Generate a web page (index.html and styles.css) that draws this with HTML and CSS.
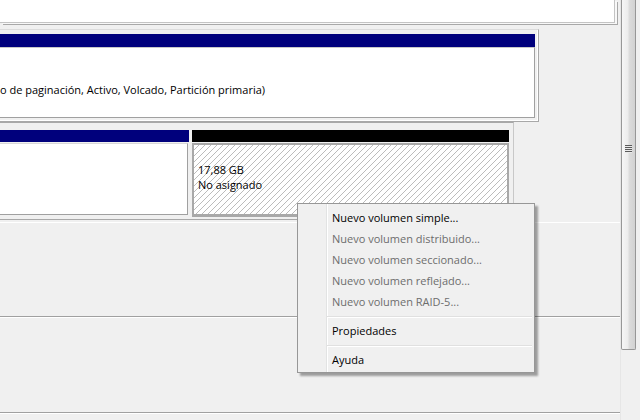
FILE: index.html
```html
<!DOCTYPE html>
<html>
<head>
<meta charset="utf-8">
<link rel="stylesheet" href="styles.css">
</head>
<body>
<div class="main">
  <div class="topbox"></div>

  <div class="disk0">
    <div class="bar navy"></div>
    <div class="part0">
      <span class="ptext">o de paginación, Activo, Volcado, Partición primaria)</span>
    </div>
  </div>

  <div class="disk1">
    <div class="col colc">
      <div class="bar navy"></div>
      <div class="partc"></div>
    </div>
    <div class="col colu">
      <div class="bar black"></div>
      <div class="partu">
        <div class="line">17,88 GB</div>
        <div class="line">No asignado</div>
      </div>
    </div>
  </div>

  <div class="band band1"></div>
  <div class="band band2"></div>

  <div class="menu">
    <div class="item">Nuevo volumen simple...</div>
    <div class="item off">Nuevo volumen distribuido...</div>
    <div class="item off">Nuevo volumen seccionado...</div>
    <div class="item off">Nuevo volumen reflejado...</div>
    <div class="item off">Nuevo volumen RAID-5...</div>
    <div class="sep"></div>
    <div class="item">Propiedades</div>
    <div class="sep"></div>
    <div class="item">Ayuda</div>
  </div>
</div>
<div class="scroll">
  <div class="thumb">
    <div class="grip"></div>
  </div>
</div>
</body>
</html>
```

FILE: styles.css
```css
html, body {
  margin: 0;
  padding: 0;
}
body {
  width: 640px;
  height: 420px;
  overflow: hidden;
  background: #f0f0f0;
  display: flex;
  font-family: "Open Sans", "Noto Sans", sans-serif;
  font-size: 11px;
  color: #000;
}
.main {
  width: 620px;
  height: 420px;
  position: relative;
  flex: none;
}
.topbox {
  width: 614px;
  height: 22px;
  background: #fff;
  border-right: 1px solid #c4c4c4;
  border-bottom: 1px solid #c4c4c4;
  box-shadow: 2px 1px 0 #f8f8f8, 3px 2px 0 #a8a8a8;
}
.disk0 {
  margin-top: 6px;
  width: 535px;
  padding: 4px 3px 3px 0;
  border-top: 1px solid #dcdcdc;
  border-right: 1px solid #a8a8a8;
  border-bottom: 1px solid #a8a8a8;
  box-shadow: inset -1px -1px 0 #fff;
}
.bar {
  height: 13px;
}
.navy { background: #00007c; }
.black { background: #000; }
.part0 {
  height: 69px;
  background: #fff;
  border-top: 1px solid #c8c8c8;
  border-right: 1px solid #a0a0a0;
  border-bottom: 1px solid #a0a0a0;
  display: flex;
  align-items: flex-start;
}
.ptext {
  margin-top: 34px;
  line-height: 15px;
  white-space: nowrap;
}
.disk1 {
  width: 509px;
  display: flex;
  gap: 3px;
  padding: 7px 4px 2px 0;
  border-top: 1px solid #a8a8a8;
  border-right: 1px solid #c8c8c8;
  border-bottom: 1px solid #a8a8a8;
}
.disk1 .bar {
  height: 12px;
}
.colc { width: 189px; }
.colu { width: 317px; }
.partc {
  height: 70px;
  margin-top: 1px;
  width: 187px;
  background: #fff;
  border-top: 1px solid #d8d8d8;
  border-right: 1px solid #a0a0a0;
  border-bottom: 1px solid #a0a0a0;
}
.partu {
  height: 52px;
  margin-top: 1px;
  border: 2px solid #a8a8a8;
  border-bottom-width: 3px;
  padding: 17px 0 0 4px;
  background-color: #fff;
  background-image: repeating-linear-gradient(135deg, #fff 0px, #fff 3.2px, #bcbcbc 3.2px, #bcbcbc 4.24px);
}
.line {
  line-height: 15px;
  height: 15px;
  white-space: nowrap;
}
.band {
  width: 620px;
  border-bottom: 1px solid #a0a0a0;
  box-shadow: 0 1px 0 #fff;
}
.band1 {
  height: 93px;
  border-top: 1px solid #fff;
  margin-top: 2px;
}
.band2 {
  height: 94px;
  margin-top: 1px;
}
.menu {
  position: absolute;
  left: 297px;
  top: 203px;
  width: 236px;
  padding: 3px 0 2px 0;
  background: #f0f0f0;
  border: 1px solid #979797;
  box-shadow: 3px 3px 2px rgba(0, 0, 0, 0.35);
  background-image: linear-gradient(to right, transparent 28px, #e2e3e3 28px, #e2e3e3 29px, #ffffff 29px, #ffffff 30px, transparent 30px);
}
.item {
  height: 21px;
  line-height: 21px;
  padding-left: 34px;
  white-space: nowrap;
}
.item.off {
  color: #6d6d6d;
}
.sep {
  height: 8px;
  margin-left: 29px;
  margin-right: 2px;
  background: linear-gradient(to bottom, transparent 4px, #e0e0e0 4px, #e0e0e0 5px, #fff 5px, #fff 6px, transparent 6px);
}
.scroll {
  width: 16px;
  height: 420px;
  flex: none;
  background: #f0f0f0;
  border-left: 1px solid #e6e6e6;
  box-sizing: border-box;
}
.thumb {
  width: 13px;
  height: 349px;
  border: 1px solid #979797;
  border-top: none;
  border-radius: 0 0 2px 2px;
  background: linear-gradient(to right, #f6f6f6, #ececec 45%, #dcdcdc 55%, #d2d2d2);
  display: flex;
  flex-direction: column;
  align-items: center;
}
.grip {
  margin-top: 145px;
  width: 7px;
  height: 8px;
  background: repeating-linear-gradient(to bottom, #5a5a5a 0, #5a5a5a 1px, #eaeaea 1px, #eaeaea 2px);
}
```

────────

• [WHAT THIS TASK INVOLVES]: Repeat the material exactly as it reads, without any of its pictures.

• [REPLY TO THE EXERCISE]:
Generate a web page (index.html and styles.css) that draws this with HTML and CSS.
FILE: index.html
```html
<!DOCTYPE html>
<html>
<head>
<meta charset="utf-8">
<link rel="stylesheet" href="styles.css">
</head>
<body>
<div class="main">
  <div class="topbox"></div>

  <div class="disk0">
    <div class="bar navy"></div>
    <div class="part0">
      <span class="ptext">o de paginación, Activo, Volcado, Partición primaria)</span>
    </div>
  </div>

  <div class="disk1">
    <div class="col colc">
      <div class="bar navy"></div>
      <div class="partc"></div>
    </div>
    <div class="col colu">
      <div class="bar black"></div>
      <div class="partu">
        <div class="line">17,88 GB</div>
        <div class="line">No asignado</div>
      </div>
    </div>
  </div>

  <div class="band band1"></div>
  <div class="band band2"></div>

  <div class="menu">
    <div class="item">Nuevo volumen simple...</div>
    <div class="item off">Nuevo volumen distribuido...</div>
    <div class="item off">Nuevo volumen seccionado...</div>
    <div class="item off">Nuevo volumen reflejado...</div>
    <div class="item off">Nuevo volumen RAID-5...</div>
    <div class="sep"></div>
    <div class="item">Propiedades</div>
    <div class="sep"></div>
    <div class="item">Ayuda</div>
  </div>
</div>
<div class="scroll">
  <div class="thumb">
    <div class="grip"></div>
  </div>
</div>
</body>
</html>
```

FILE: styles.css
```css
html, body {
  margin: 0;
  padding: 0;
}
body {
  width: 640px;
  height: 420px;
  overflow: hidden;
  background: #f0f0f0;
  display: flex;
  font-family: "Open Sans", "Noto Sans", sans-serif;
  font-size: 11px;
  color: #000;
}
.main {
  width: 620px;
  height: 420px;
  position: relative;
  flex: none;
}
.topbox {
  width: 614px;
  height: 22px;
  background: #fff;
  border-right: 1px solid #c4c4c4;
  border-bottom: 1px solid #c4c4c4;
  box-shadow: 2px 1px 0 #f8f8f8, 3px 2px 0 #a8a8a8;
}
.disk0 {
  margin-top: 6px;
  width: 535px;
  padding: 4px 3px 3px 0;
  border-top: 1px solid #dcdcdc;
  border-right: 1px solid #a8a8a8;
  border-bottom: 1px solid #a8a8a8;
  box-shadow: inset -1px -1px 0 #fff;
}
.bar {
  height: 13px;
}
.navy { background: #00007c; }
.black { background: #000; }
.part0 {
  height: 69px;
  background: #fff;
  border-top: 1px solid #c8c8c8;
  border-right: 1px solid #a0a0a0;
  border-bottom: 1px solid #a0a0a0;
  display: flex;
  align-items: flex-start;
}
.ptext {
  margin-top: 34px;
  line-height: 15px;
  white-space: nowrap;
}
.disk1 {
  width: 509px;
  display: flex;
  gap: 3px;
  padding: 7px 4px 2px 0;
  border-top: 1px solid #a8a8a8;
  border-right: 1px solid #c8c8c8;
  border-bottom: 1px solid #a8a8a8;
}
.disk1 .bar {
  height: 12px;
}
.colc { width: 189px; }
.colu { width: 317px; }
.partc {
  height: 70px;
  margin-top: 1px;
  width: 187px;
  background: #fff;
  border-top: 1px solid #d8d8d8;
  border-right: 1px solid #a0a0a0;
  border-bottom: 1px solid #a0a0a0;
}
.partu {
  height: 52px;
  margin-top: 1px;
  border: 2px solid #a8a8a8;
  border-bottom-width: 3px;
  padding: 17px 0 0 4px;
  background-color: #fff;
  background-image: repeating-linear-gradient(135deg, #fff 0px, #fff 3.2px, #bcbcbc 3.2px, #bcbcbc 4.24px);
}
.line {
  line-height: 15px;
  height: 15px;
  white-space: nowrap;
}
.band {
  width: 620px;
  border-bottom: 1px solid #a0a0a0;
  box-shadow: 0 1px 0 #fff;
}
.band1 {
  height: 93px;
  border-top: 1px solid #fff;
  margin-top: 2px;
}
.band2 {
  height: 94px;
  margin-top: 1px;
}
.menu {
  position: absolute;
  left: 297px;
  top: 203px;
  width: 236px;
  padding: 3px 0 2px 0;
  background: #f0f0f0;
  border: 1px solid #979797;
  box-shadow: 3px 3px 2px rgba(0, 0, 0, 0.35);
  background-image: linear-gradient(to right, transparent 28px, #e2e3e3 28px, #e2e3e3 29px, #ffffff 29px, #ffffff 30px, transparent 30px);
}
.item {
  height: 21px;
  line-height: 21px;
  padding-left: 34px;
  white-space: nowrap;
}
.item.off {
  color: #6d6d6d;
}
.sep {
  height: 8px;
  margin-left: 29px;
  margin-right: 2px;
  background: linear-gradient(to bottom, transparent 4px, #e0e0e0 4px, #e0e0e0 5px, #fff 5px, #fff 6px, transparent 6px);
}
.scroll {
  width: 16px;
  height: 420px;
  flex: none;
  background: #f0f0f0;
  border-left: 1px solid #e6e6e6;
  box-sizing: border-box;
}
.thumb {
  width: 13px;
  height: 349px;
  border: 1px solid #979797;
  border-top: none;
  border-radius: 0 0 2px 2px;
  background: linear-gradient(to right, #f6f6f6, #ececec 45%, #dcdcdc 55%, #d2d2d2);
  display: flex;
  flex-direction: column;
  align-items: center;
}
.grip {
  margin-top: 145px;
  width: 7px;
  height: 8px;
  background: repeating-linear-gradient(to bottom, #5a5a5a 0, #5a5a5a 1px, #eaeaea 1px, #eaeaea 2px);
}
```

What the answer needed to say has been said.